Колин помог парням разложить свертки на длинном столе у дальней стены кабинета. Они гуськом вышли из комнаты и закрыли за собой дверь. Колин открыл шкаф и заглянул туда.

— О, неужели это то, что я думаю? — воскликнула у него за спиной Холли.

Колин вытащил из шкафа какое-то приспособление из дерева и меди и установил его на стол.

— Это микроскоп, — пояснил он.

Оценивающе покивав головой, Холли подошла к нему.

— Он такой замечательный, — похвалила Холли прибор. — Даже у Саймона нет такого.

— Он сделан по моему собственному чертежу.

Холли наградила его, возможно, самой гордой улыбкой, какую Колин когда-либо видел на чьем-то лице… именно такую улыбку каждый мальчик жаждет увидеть на лице своего отца. Само собой, отец Колина никогда так не улыбался своим сыновьям.

— Можно мне? — с благоговением в голосе спросила Холли.

Она осторожно протянула указательный палец к одной из медных скобок, но не дотронулась до них. Колин согласно кивнул, и она наклонилась, чтобы заглянуть в окуляр. Холли покачала маленькое круглое зеркальце у основания микроскопа.

— Но я ничего не вижу.

— Это потому, что тебе, во-первых, нужен дополнительный свет, а во-вторых, то, что ты будешь исследовать.

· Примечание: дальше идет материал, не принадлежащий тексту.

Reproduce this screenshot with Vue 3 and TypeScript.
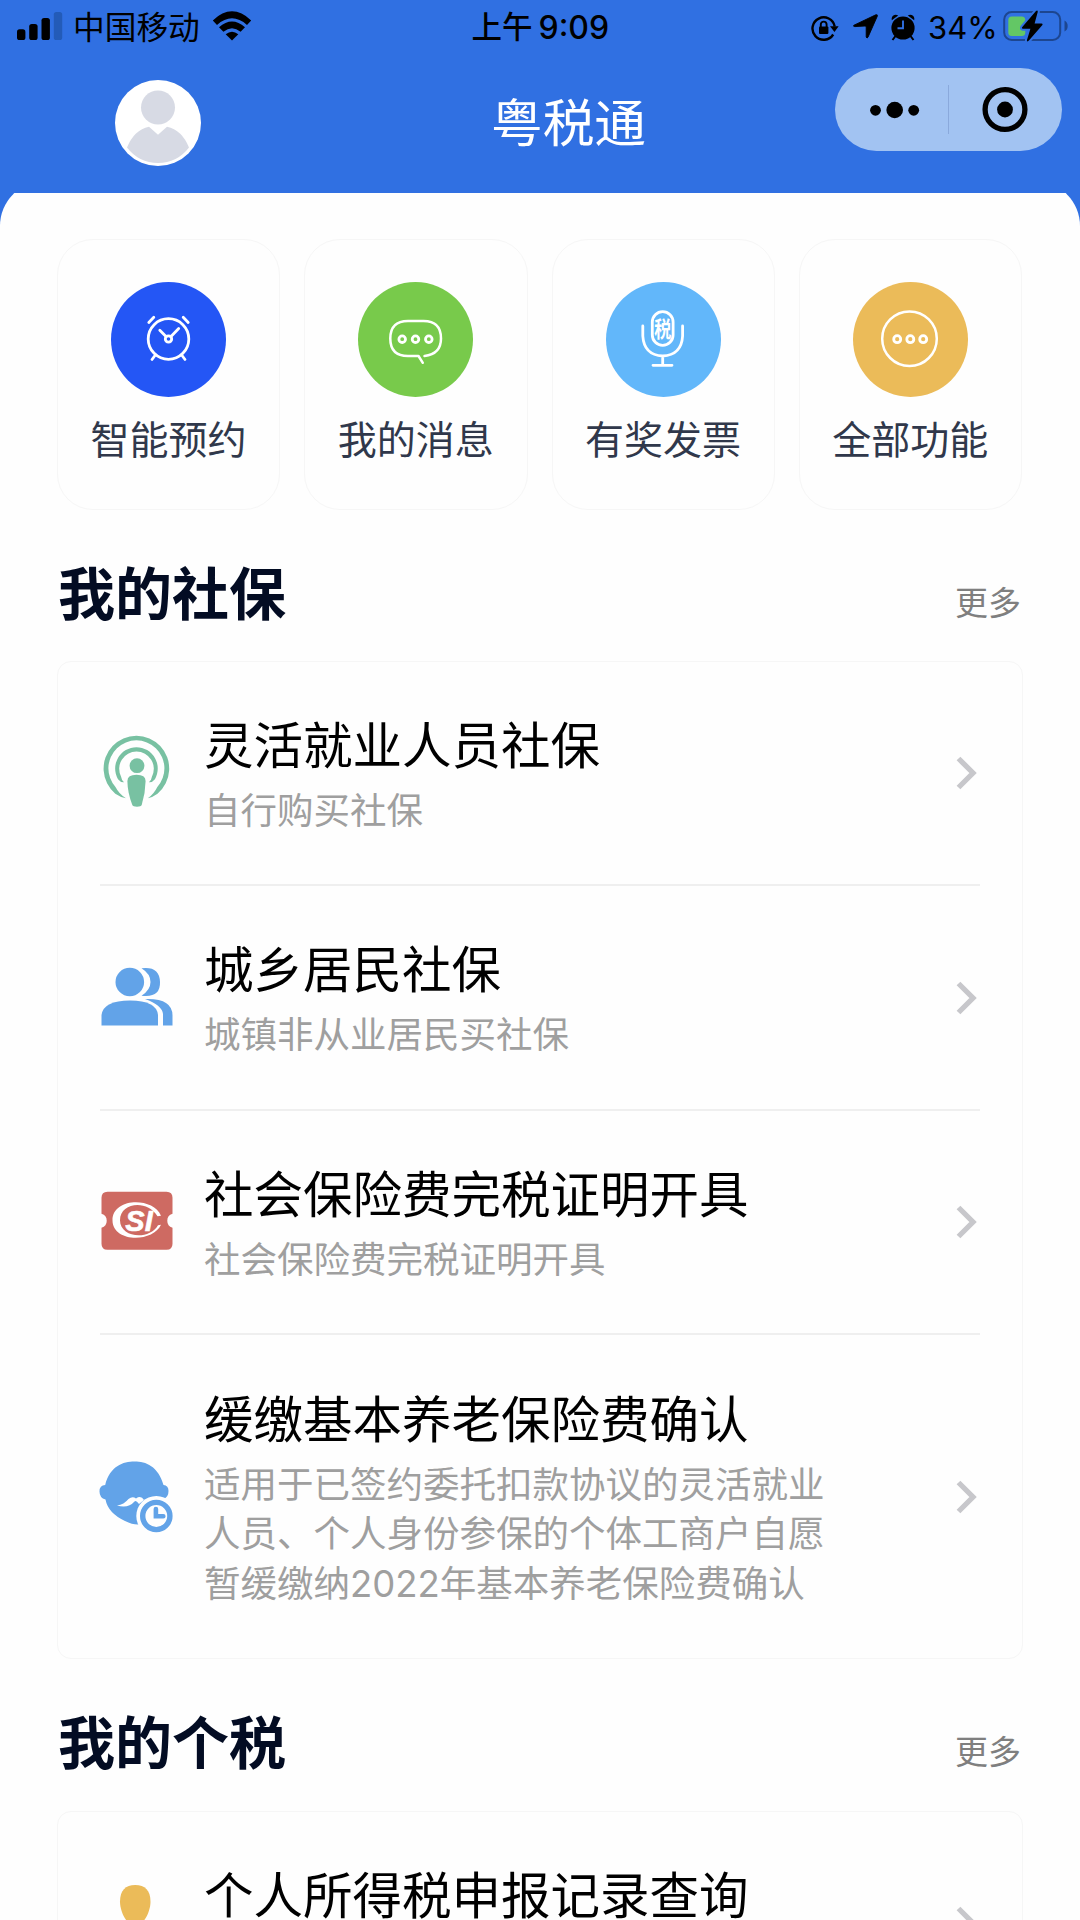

Колин уже шел в противоположную сторону комнаты к полкам, на которых стояли фонари, специально разработанные им для таких случаев. Полированные стальные отражатели направляли свет в нужное место, так что он мог исследовать через окуляр мельчайшие частицы вещества, которые были очень хорошо освещены. Вернувшись к столу, Колин зажег фонарь и взял первый из образцов.

— Мне понадобится твоя помощь, — сказал он.

— Разумеется. Все, что угодно.

Колин кивком головы указал на стол.

— Там ты найдешь записную книжку и карандаши. Принеси их сюда — будешь записывать мои заключения.

— Слушаюсь, сэр! — услышал граф полный энтузиазма ответ, за которым последовал короткий смешок. — Должно быть, именно так же чувствовала себя Айви, когда Саймон впервые позволил ей помогать ему в его лаборатории.